Tell how many lines carry the word "screenshot"; the reply is the number and nothing else.

[Stored dataset items]
· · ·
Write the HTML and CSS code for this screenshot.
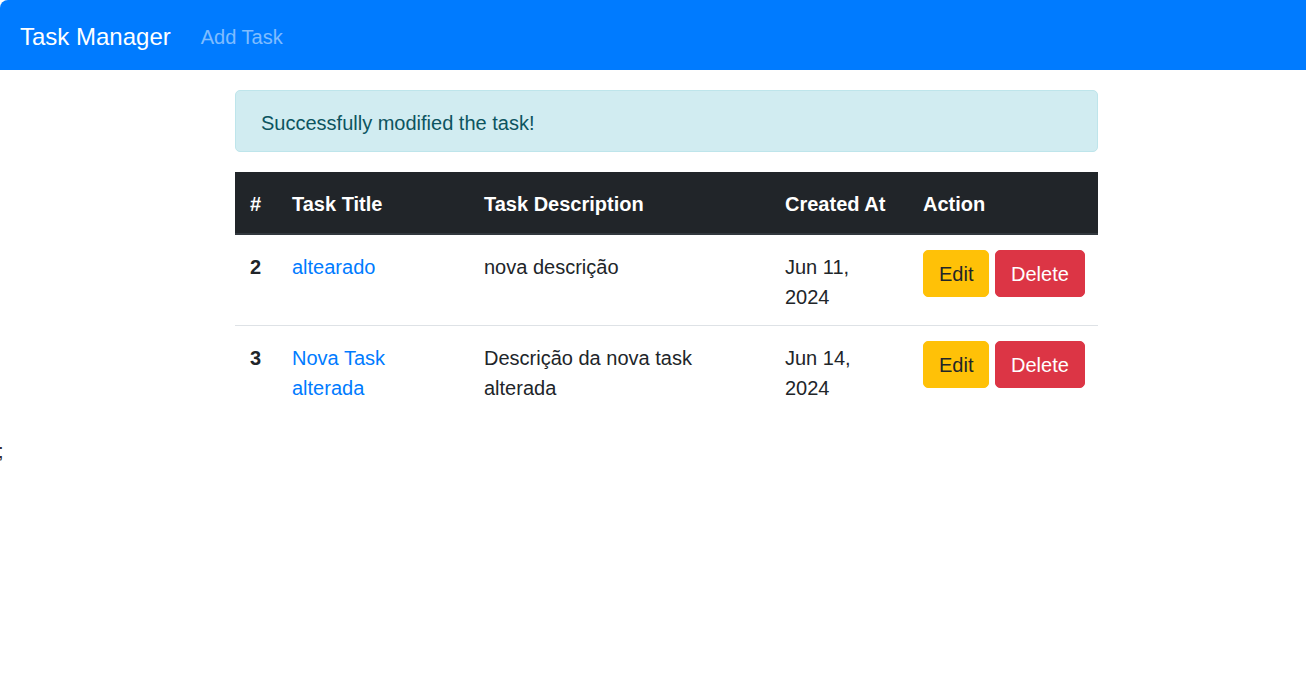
FILE: index.html
```html
<!DOCTYPE html>
<html lang="en">
<head>
<meta charset="utf-8">
<title>Task Manager</title>
<link rel="stylesheet" href="styles.css">
</head>
<body>
<nav class="navbar">
  <a class="brand" href="#">Task Manager</a>
  <a class="nav-link" href="#">Add Task</a>
</nav>
<main class="container">
  <div class="alert">Successfully modified the task!</div>
  <table class="table">
    <colgroup>
      <col class="c-id"><col class="c-title"><col class="c-desc"><col class="c-date"><col class="c-action">
    </colgroup>
    <thead>
      <tr>
        <th>#</th>
        <th>Task Title</th>
        <th>Task Description</th>
        <th>Created At</th>
        <th>Action</th>
      </tr>
    </thead>
    <tbody>
      <tr>
        <th>2</th>
        <td><a href="#">altearado</a></td>
        <td>nova descrição</td>
        <td>Jun 11, 2024</td>
        <td class="actions"><a class="btn btn-warning" href="#">Edit</a> <a class="btn btn-danger" href="#">Delete</a></td>
      </tr>
      <tr>
        <th>3</th>
        <td><a href="#">Nova Task alterada</a></td>
        <td>Descrição da nova task alterada</td>
        <td>Jun 14, 2024</td>
        <td class="actions"><a class="btn btn-warning" href="#">Edit</a> <a class="btn btn-danger" href="#">Delete</a></td>
      </tr>
    </tbody>
  </table>
</main>
<div class="stray">;</div>
</body>
</html>
```
FILE: styles.css
```css
* { box-sizing: border-box; }
html, body { margin: 0; padding: 0; }
body {
  font-family: "Liberation Sans", Arial, sans-serif;
  font-size: 20px;
  line-height: 30px;
  color: #212529;
  background: #fff;
}
a { text-decoration: none; color: #007bff; }

.navbar {
  display: flex;
  align-items: center;
  height: 70px;
  padding: 10px 20px;
  background: #007bff;
  border-top-left-radius: 8px;
}
.brand {
  color: #fff;
  font-size: 24px;
  line-height: 37.5px;
  margin-right: 20px;
  padding: 10px 0 6px;
}
.nav-link {
  color: rgba(255, 255, 255, 0.5);
  padding: 12px 10px 8px;
}

.container {
  width: 863px;
  margin: 20px 0 0 235px;
}
.alert {
  padding: 17px 25px 13px;
  background: #d1ecf1;
  border: 1px solid #bee5eb;
  color: #0c5460;
  border-radius: 5px;
  margin-bottom: 20px;
}

.table {
  width: 100%;
  border-collapse: collapse;
  table-layout: fixed;
  margin-bottom: 20px;
}
.c-id { width: 42px; }
.c-title { width: 192px; }
.c-desc { width: 301px; }
.c-date { width: 138px; }
.c-action { width: 190px; }
.table th, .table td {
  padding: 17px 15px 13px;
  text-align: left;
  vertical-align: top;
}
.table thead th {
  background: #212529;
  color: #fff;
  font-weight: bold;
  padding-bottom: 14px;
  border-bottom: 2px solid #32383e;
}
.table tbody tr + tr th, .table tbody tr + tr td {
  border-top: 1px solid #dee2e6;
}
.table tbody th { font-weight: bold; }
.table .actions { white-space: nowrap; padding-top: 15px; padding-bottom: 15px; }

.btn {
  display: inline-block;
  padding: 7.5px 15px;
  font-size: 20px;
  line-height: 30px;
  border: 1px solid transparent;
  border-radius: 5px;
  vertical-align: top;
}
.btn-warning { background: #ffc107; border-color: #ffc107; color: #212529; }
.btn-danger { background: #dc3545; border-color: #dc3545; color: #fff; }

.stray { margin-left: -2px; }
```
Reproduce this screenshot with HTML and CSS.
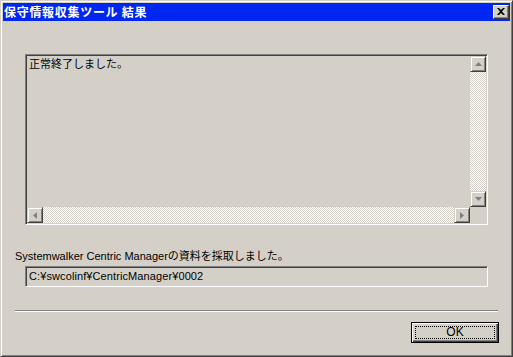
FILE: index.html
```html
<!DOCTYPE html>
<html lang="ja">
<head>
<meta charset="utf-8">
<title>保守情報収集ツール 結果</title>
<link rel="stylesheet" href="styles.css">
</head>
<body>
<div class="window">
  <div class="titlebar">
    <span class="title">保守情報収集ツール 結果</span>
    <button class="close" aria-label="閉じる">
      <svg width="8" height="7" viewBox="0 0 8 7"><path d="M0 0h2l2 2 2-2h2L5 3.5 8 7H6L4 5 2 7H0l3-3.5z" fill="#000"/></svg>
    </button>
  </div>
  <div class="content">
    <div class="textbox">
      <div class="text">正常終了しました。</div>
      <div class="vscroll">
        <div class="sbtn"><svg width="7" height="4" viewBox="0 0 7 4"><path d="M3.5 0L7 4H0z" fill="#808080"/></svg></div>
        <div class="track"></div>
        <div class="sbtn"><svg width="7" height="4" viewBox="0 0 7 4"><path d="M0 0h7L3.5 4z" fill="#808080"/></svg></div>
      </div>
      <div class="hscroll">
        <div class="sbtn"><svg width="4" height="7" viewBox="0 0 4 7"><path d="M4 0v7L0 3.5z" fill="#808080"/></svg></div>
        <div class="track"></div>
        <div class="sbtn"><svg width="4" height="7" viewBox="0 0 4 7"><path d="M0 0l4 3.5L0 7z" fill="#808080"/></svg></div>
      </div>
      <div class="corner"></div>
    </div>
    <div class="label">Systemwalker Centric Managerの資料を採取しました。</div>
    <div class="field">C:¥swcolinf¥CentricManager¥0002</div>
    <div class="separator"></div>
    <div class="buttons">
      <button class="ok"><span class="focus">OK</span></button>
    </div>
  </div>
</div>
</body>
</html>
```
FILE: styles.css
```css
* { box-sizing: border-box; }
html, body { margin: 0; padding: 0; background: #d4d0c8; }
body {
  font-family: "Liberation Sans", "Noto Sans CJK JP", sans-serif;
  font-size: 11px;
  color: #000;
}
.window {
  width: 513px;
  height: 357px;
  background: #d4d0c8;
  border: 1px solid;
  border-color: #d4d0c8 #404040 #404040 #d4d0c8;
  box-shadow: inset 1px 1px #fff, inset -1px -1px #808080;
  padding: 2px;
  display: flex;
  flex-direction: column;
}
.titlebar {
  height: 18px;
  background: #0026f2;
  display: flex;
  align-items: center;
  justify-content: space-between;
  padding: 0 1px 0 1px;
}
.title {
  color: #fff;
  font-family: "Noto Sans CJK JP", sans-serif;
  font-weight: bold;
  font-size: 12px;
  line-height: 14px;
  letter-spacing: 0.7px;
}
.close {
  width: 16px;
  height: 14px;
  padding: 0;
  margin: 0;
  background: #d4d0c8;
  border: 1px solid;
  border-color: #fff #404040 #404040 #fff;
  box-shadow: inset -1px -1px #808080;
  display: flex;
  align-items: center;
  justify-content: center;
}
.close svg { display: block; margin: 0 1px 1px 0; }
.content {
  flex: 1;
  padding: 33px 12px 0 12px;
  display: flex;
  flex-direction: column;
}
.textbox {
  margin: 0 10px;
  height: 171px;
  border: 1px solid;
  border-color: #808080 #fff #fff #808080;
  box-shadow: inset 1px 1px #404040, inset -1px -1px #d4d0c8;
  padding: 1px;
  display: grid;
  grid-template-columns: 1fr 16px;
  grid-template-rows: 1fr 16px;
}
.text {
  padding: 1px 2px;
  line-height: 13px;
  font-family: "Noto Sans CJK JP", sans-serif;
  font-size: 11px;
}
.vscroll {
  display: flex;
  flex-direction: column;
}
.hscroll {
  display: flex;
}
.track {
  flex: 1;
  background: repeating-conic-gradient(#fff 0 25%, #d4d0c8 0 50%) 0 0 / 2px 2px;
}
.sbtn {
  width: 16px;
  height: 16px;
  background: #d4d0c8;
  border: 1px solid;
  border-color: #d4d0c8 #404040 #404040 #d4d0c8;
  box-shadow: inset 1px 1px #fff, inset -1px -1px #808080;
  display: flex;
  align-items: center;
  justify-content: center;
}
.sbtn svg { display: block; }
.corner { background: #d4d0c8; }
.label {
  margin-top: 25px;
  line-height: 13px;
  height: 13px;
}
.field {
  margin: 3px 10px 0 10px;
  height: 21px;
  border: 1px solid;
  border-color: #808080 #fff #fff #808080;
  box-shadow: inset 1px 1px #404040, inset -1px -1px #d4d0c8;
  padding: 0 3px;
  display: flex;
  align-items: center;
  line-height: 13px;
  letter-spacing: 0.1px;
}
.separator {
  margin-top: 23px;
  height: 2px;
  border-top: 1px solid #808080;
  border-bottom: 1px solid #fff;
}
.buttons {
  margin-top: 10px;
  display: flex;
  justify-content: flex-end;
}
.ok {
  width: 88px;
  height: 21px;
  padding: 3px;
  margin: 0 -1px 0 0;
  background: #d4d0c8;
  border: 1px solid #000;
  box-shadow: inset 1px 1px #fff, inset -1px -1px #404040, inset -2px -2px #808080;
  font-family: "Liberation Sans", sans-serif;
  font-size: 12px;
  color: #000;
  display: flex;
}
.focus {
  flex: 1;
  border: 1px dotted #000;
  display: flex;
  align-items: center;
  justify-content: center;
  line-height: 11px;
}
```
· · ·
> **FINAL ANSWER**
2